Великий истязатель увлек с собою в это окно Европы мысли лучших русских людей, но тело их, тело всего народа погрузилось не в горшие ли дебри и топи болотные? Не видим ли мы ежедневно, как тело народа мучит пытками эту душу Великого Преобразователя».[420]
Анархия семнадцатого года сменилась в восемнадцатом произволом на местах. 25 мая 1918 года Елецкий СНК постановил «передать всю полноту революционной власти двум народным диктаторам, Ивану Горшкову и Михаилу Бутову, которым отныне вверяется распоряжение жизнью, смертью и достоянием граждан» (Советская газета, Елец, 1918. 28 мая. № 10. С. 1. Указано Е. В. Михайловым[421]).
Шли расстрелы «бывших», расстрелы обывателей на улицах Ельца, обыски, аресты, доносы. Молодой человек гулял с барышней за городом возле кладбища и по дороге сорвал ветку сирени. А на кладбище недавно были похоронены расстрелянные контрреволюционеры, и находившиеся там солдаты вообразили, что парочка намеревается возложить на могилы цветы.
Молодого человека арестовали и матери его объявили, что он будет расстрелян. Потом разобрались и выпустили, а она ходила по городу и всех спрашивала: «Скажите, пожалуйста, я умерла, а почему же душу мою не отпевают?»[422]

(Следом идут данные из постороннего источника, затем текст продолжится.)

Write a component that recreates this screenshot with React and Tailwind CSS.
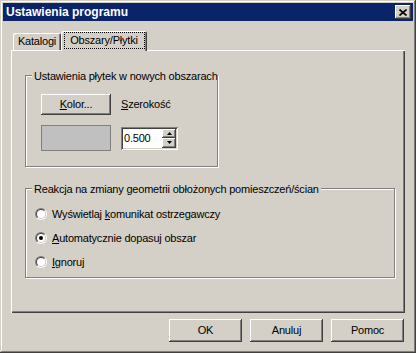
import React from 'react'

const raised =
  'shadow-[inset_-1px_-1px_0_#404040,inset_1px_1px_0_#fff,inset_-2px_-2px_0_#808080,inset_2px_2px_0_#d4d0c8]'
const sunken =
  'shadow-[inset_1px_1px_0_#808080,inset_-1px_-1px_0_#fff,inset_2px_2px_0_#404040,inset_-2px_-2px_0_#d4d0c8]'

function Btn({ children, className = '' }) {
  return (
    <div className={`flex items-center justify-center bg-[#d4d0c8] ${raised} ${className}`}>
      {children}
    </div>
  )
}

function GroupBox({ label, className = '', legendWidth, children }) {
  return (
    <div
      className={`flex flex-col border border-[#808080] shadow-[1px_1px_0_#fff,inset_1px_1px_0_#fff] ${className}`}
    >
      <div
        className={`-mt-[6px] ml-[6px] h-[13px] w-fit overflow-hidden whitespace-nowrap bg-[#d4d0c8] px-[2px] leading-[13px] ${legendWidth || ''}`}
      >
        {label}
      </div>
      {children}
    </div>
  )
}

function Radio({ checked, children }) {
  return (
    <div className="flex h-[24px] items-center gap-[5px]">
      <div className="h-[12px] w-[12px] rounded-full border border-t-[#808080] border-l-[#808080] border-b-white border-r-white">
        <div className="flex h-full w-full items-center justify-center rounded-full border border-t-[#404040] border-l-[#404040] border-b-[#d4d0c8] border-r-[#d4d0c8] bg-white">
          {checked ? <div className="h-[4px] w-[4px] rounded-full bg-black" /> : null}
        </div>
      </div>
      <span className="leading-[13px]">{children}</span>
    </div>
  )
}

function Arrow({ up }) {
  return (
    <svg width="5" height="3" viewBox="0 0 5 3">
      {up ? <path d="M2.5 0 L5 3 L0 3 Z" fill="#000" /> : <path d="M0 0 L5 0 L2.5 3 Z" fill="#000" />}
    </svg>
  )
}

export default function App() {
  return (
    <div
      className={`flex h-[353px] w-[416px] flex-col bg-[#d4d0c8] p-[3px] font-['Liberation_Sans',Arial,sans-serif] text-[11px] tracking-[-0.2px] text-black shadow-[inset_-1px_-1px_0_#404040,inset_1px_1px_0_#d4d0c8,inset_-2px_-2px_0_#808080,inset_2px_2px_0_#fff]`}
    >
      {/* title bar */}
      <div className="flex h-[18px] items-center justify-between bg-[#0a246a] pl-[3px] pr-[2px]">
        <span className="text-[12px] font-bold leading-[14px] tracking-normal text-white">Ustawienia programu</span>
        <Btn className="h-[14px] w-[16px]">
          <svg width="8" height="7" viewBox="0 0 8 7">
            <path d="M0.5 0.5 L7.5 6.5 M7.5 0.5 L0.5 6.5" stroke="#000" strokeWidth="1.6" />
          </svg>
        </Btn>
      </div>

      {/* tabs */}
      <div className="flex h-[29px] items-end pl-[10px]">
        <div className="flex h-[17px] w-[48px] items-center justify-center rounded-t-[2px] shadow-[inset_1px_1px_0_#fff,inset_-1px_0_0_#404040,inset_-2px_0_0_#808080]">
          <span className="leading-[13px]">Katalogi</span>
        </div>
        <div className="relative z-10 -mb-[1px] flex h-[20px] w-[86px] items-start justify-center rounded-t-[2px] bg-[#d4d0c8] pt-[1px] shadow-[inset_1px_1px_0_#fff,inset_-1px_0_0_#404040,inset_-2px_0_0_#808080]">
          <span className="flex h-[17px] w-[81px] items-center justify-center border border-dotted border-black leading-[13px]">
            Obszary/Płytki
          </span>
        </div>
      </div>

      {/* panel */}
      <div
        className={`ml-[8px] flex h-[263px] w-[394px] flex-col px-[14px] pt-[25px] shadow-[inset_1px_1px_0_#fff,inset_-1px_-1px_0_#404040,inset_-2px_-2px_0_#808080]`}
      >
        <GroupBox
          label="Ustawienia płytek w nowych obszarach"
          className="h-[92px] w-[193px]"
          legendWidth="max-w-[185px]"
        >
          <div className="mt-[11px] grid grid-cols-[70px_auto] gap-x-[10px] gap-y-[10px] pl-[15px]">
            <Btn className="h-[21px]">
              <span>
                <span className="underline">K</span>olor...
              </span>
            </Btn>
            <div className="flex items-center">
              <span>
                <span className="underline">S</span>zerokość
              </span>
            </div>
            <div className="h-[26px] border border-[#808080] bg-[#c0c0c0]" />
            <div className={`flex h-[23px] w-[57px] items-center self-center bg-white p-[2px] ${sunken}`}>
              <span className="flex-1 pl-[1px]">0.500</span>
              <div className="flex h-full w-[14px] flex-col">
                <Btn className="flex-1">
                  <Arrow up />
                </Btn>
                <Btn className="flex-1">
                  <Arrow />
                </Btn>
              </div>
            </div>
          </div>
        </GroupBox>

        <GroupBox
          label="Reakcja na zmiany geometrii obłożonych pomieszczeń/ścian"
          className="mt-[21px] h-[90px] w-[370px]"
        >
          <div className="mt-[6px] flex flex-col pl-[9px]">
            <Radio>
              Wyświetlaj <span className="underline">k</span>omunikat ostrzegawczy
            </Radio>
            <Radio checked>
              <span className="underline">A</span>utomatycznie dopasuj obszar
            </Radio>
            <Radio>
              <span className="underline">I</span>gnoruj
            </Radio>
          </div>
        </GroupBox>
      </div>

      {/* buttons */}
      <div className="mt-[6px] flex justify-end gap-[8px] pr-[9px]">
        <Btn className="h-[23px] w-[73px]">OK</Btn>
        <Btn className="h-[23px] w-[73px]">Anuluj</Btn>
        <Btn className="h-[23px] w-[73px]">Pomoc</Btn>
      </div>
    </div>
  )
}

Вокруг рушились основы мироздания, началось светопреставление, чаемое лучшими людьми Серебряного века, только не было надежды ни на наступление Царства Божьего на земле, ни на воплощение Третьего Завета, ни на царство Святого Духа, даже музыки революции – и той не было, одна какофония, и на Пришвина напало такое отчаяние, что, признавался он, «вспоминая того богоискателя, теперь начинаю тоже что-то понимать из его веры, как он явился на свет и, сочувствуя страданиям людей, я понял, почему он так презирал того Христа, которого все называли и который никого не спасает…

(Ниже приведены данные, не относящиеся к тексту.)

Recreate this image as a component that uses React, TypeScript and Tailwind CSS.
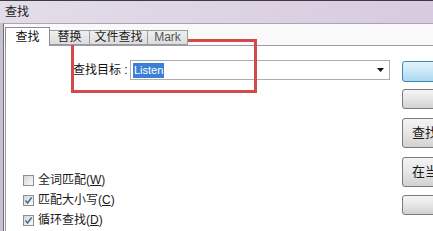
import React from "react";

function Check({ checked }: { checked: boolean }) {
  return (
    <div className="w-[11px] h-[11px] border border-[#8e8f8f] bg-gradient-to-br from-[#d6d6d6] to-[#fbfbfb] flex items-center justify-center shrink-0">
      {checked && (
        <svg width="9" height="9" viewBox="0 0 9 9">
          <path d="M1.5 4.5 L3.6 7 L7.6 1.6" fill="none" stroke="#4a6aa0" strokeWidth="1.6" />
        </svg>
      )}
    </div>
  );
}

function Row({ checked, label, key2 }: { checked: boolean; label: string; key2: string }) {
  return (
    <div className="h-[20px] flex items-center gap-[4px]">
      <Check checked={checked} />
      <span className="leading-[14px] whitespace-nowrap text-[#1a1a1a]">
        {label}(<span className="underline">{key2}</span>)
      </span>
    </div>
  );
}

function Btn({ h, mt, text, blue, left }: { h: string; mt: string; text?: string; blue?: boolean; left?: boolean }) {
  const base = "w-[140px] rounded-[3px] border flex items-center whitespace-nowrap text-[#1a1a1a] shrink-0 ";
  const color = blue
    ? "border-[#3c8ab8] bg-gradient-to-b from-[#e3f3fb] via-[#c9e7f6] to-[#a9d8f0] "
    : "border-[#7a7a7a] bg-gradient-to-b from-[#f4f4f4] via-[#e6e6e6] to-[#d2d2d2] ";
  return (
    <div className={base + color + h + " " + mt + " " + (left ? "justify-start pl-[9px] text-[13px]" : "justify-center")}>
      {text}
    </div>
  );
}

export default function App() {
  return (
    <div className="w-[433px] h-[231px] overflow-hidden relative bg-[#d5c9db] text-[12px] font-['Liberation_Sans','Noto_Sans_CJK_SC',sans-serif] text-[#111]">
      {/* title bar */}
      <div className="h-[23px] border-t border-[#3c3c3c] bg-gradient-to-r from-[#e3dde9] via-[#ddd4e4] to-[#d8cae0] flex items-center pl-[5px] leading-[14px] text-[#222]">
        查找
      </div>
      <div className="flex h-[208px]">
        <div className="w-[3px] bg-[#cbbfd2] shrink-0" />
        <div className="flex-1 flex flex-col border-l border-t border-l-[#6e6e6e] border-t-[#aea2b6] bg-[#f9f9f9] pt-[3px] min-w-0">
          {/* tabs */}
          <div className="flex items-end h-[18px] pl-[1px] relative z-10">
            <div className="w-[45px] h-[19px] -mb-[1px] bg-white border border-b-0 border-[#8c8e94] flex items-start justify-center pt-[2px] leading-[14px]">
              查找
            </div>
            <div className="w-[40px] h-[15px] bg-gradient-to-b from-[#f0f0f0] to-[#dcdcdc] border border-l-0 border-[#9a9ca2] flex items-center justify-center leading-[13px] text-[#222]">
              替换
            </div>
            <div className="w-[58px] h-[15px] bg-gradient-to-b from-[#f0f0f0] to-[#dcdcdc] border border-l-0 border-[#9a9ca2] flex items-center justify-center leading-[13px] text-[#222]">
              文件查找
            </div>
            <div className="w-[40px] h-[15px] bg-gradient-to-b from-[#f0f0f0] to-[#dcdcdc] border border-l-0 border-[#9a9ca2] flex items-center justify-center leading-[13px] text-[#555]">
              Mark
            </div>
          </div>
          {/* panel */}
          <div className="flex-1 ml-[1px] bg-white border-t border-l border-[#9a9ca2] flex min-w-0">
            <div className="w-[384px] shrink-0 flex flex-col">
              <div className="mt-[14px] flex items-center pl-[67px] h-[20px]">
                <span className="w-[57px] shrink-0 leading-[14px] whitespace-nowrap">查找目标 :</span>
                <div className="w-[260px] h-[20px] border border-[#abadb3] bg-white flex items-center pl-[2px] pr-[5px]">
                  <span className="bg-[#3b80d4] text-white text-[11px] leading-[15px] px-[1px]">Listen</span>
                  <div className="flex-1" />
                  <svg width="7" height="4" viewBox="0 0 7 4">
                    <path d="M0 0 L7 0 L3.5 4 Z" fill="#111" />
                  </svg>
                </div>
              </div>
              <div className="mt-[90px] pl-[17px] flex flex-col">
                <Row checked={false} label="全词匹配" key2="W" />
                <Row checked={true} label="匹配大小写" key2="C" />
                <Row checked={true} label="循环查找" key2="D" />
              </div>
            </div>
            <div className="ml-[12px] flex flex-col shrink-0">
              <Btn h="h-[21px]" mt="mt-[15px]" text="查找下一个" blue />
              <Btn h="h-[20px]" mt="mt-[7px]" text="计数" />
              <Btn h="h-[30px]" mt="mt-[9px]" text="查找所有打开文件" left />
              <Btn h="h-[30px]" mt="mt-[9px]" text="在当前文件中查找" left />
              <Btn h="h-[20px]" mt="mt-[8px]" text="关闭" />
            </div>
          </div>
        </div>
      </div>
      {/* red annotation rectangle */}
      <div className="absolute left-[71px] top-[39px] w-[186px] h-[54px] border-[3px] border-[#d24a4a] pointer-events-none" />
    </div>
  );
}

Христос неспасающий».[423]
Тот богоискатель – это, конечно же, вечный оппонент Мережковского и мучитель Пришвина Вас. Вас. Розанов, который незадолго до своей кончины написал в Сергиевом Посаде одну из самых страшных книг, вообще на русском языке существующих – «Апокалипсис нашего времени», и вслед за ним его гимназический ученик повторял в Ельце: «Очень может быть, что Евангельское слово и есть самый страшный губитель жизни».[424]
Он пытался противиться этому отчаянию: «Боже, дай мне дождаться первого проблеска света (…) свет нужен, дай, Господи, увидеть свет!»[425] – искал опору и попутно оставлял горькие свидетельства происходящего вокруг: «Преступление Ленина состоит в том, что он подкупил народ простой русский, соблазнил его».[426]
«Русский народ создал, вероятно, единственную в истории коммуну воров и убийц под верховным руководством филистеров социализма».[427]
Революция – это ад, но, в отличие от Бунина, который ставил на этом утверждении точку, Пришвин искал даже в тех условиях положительный ответ на вопрос о смысле истории. И если автор «Окаянных дней» восклицал: «Когда совсем падешь духом от полной безнадежности, ловишь себя на сокровенной мечте, что все-таки настанет же когда-нибудь день отмщения и общего, всечеловеческого проклятия теперешним дням»[428] – Пришвин, точно знакомый с его мыслями, в самые черные дни русской смуты возражал: «Личная задача: освободиться от злости на сегодняшний день и сохранить силу внутреннего сопротивления и воздействия»;[429] «Да, нужно выносить жизнь эту и ждать, что вырастет из посеянного, Боже, сохрани забегать вперед! если это необходимо, то оно, в конце концов, будет просто, легко и радостно».[430]
Более того: «Нужно знать время: есть время, когда зло является единственной творческой силой; все разрушая, все поглощая, оно творит невидимый Град, из которого рано или поздно грянет: – Да воскреснет Бог!»[431]
Этим и можно объяснить, что еще в начале 1918 года резко выступивший против Александра Блока, считавший большевизм Божьей карой, расплатой за отсутствие государственного и гражданского мышления и одновременно с этим следствием дореволюционного деспотизма (в приверженности к духовному наследию русских либералов Пришвин был исключительно последователен) писатель, начиная с момента трудноуловимого и зыбкого, быть может, в поисках выхода из тупика, предпринял несмелую попытку не то чтобы оправдать, но понять большевиков, сделать шаг по направлению к ним.
Это очень тонкий и чрезвычайно важный, имеющий перспективу исследования, развития, момент, и связан он был и с личными обстоятельствами (домашним воспитанием, марксистским прошлым, дружбой с Н. Семашко), и с сектантством, которому знаток сектантства уподоблял большевизм, считая русских коммунистов духовными и действенными продолжателями начатого хлыстами дела: «Нужно собрать черты большевизма, как религиозного сектантства»;[432] «партия большевиков есть секта, в этом слове виден и разрыв с космосом, с универсалом, это лишь партия, это лишь секта и в то же время „интернационал“, как претензия на универсальность»,[433] и имея перед собой не только отрицательный, но и условно-положительный опыт сектантства (секта Легкобытова, о чем он еще в 1915 году писал: «Легкобытов не дождался будущего и объявил „воскресение“ – так и марксисты объявляют воскресение»[434]).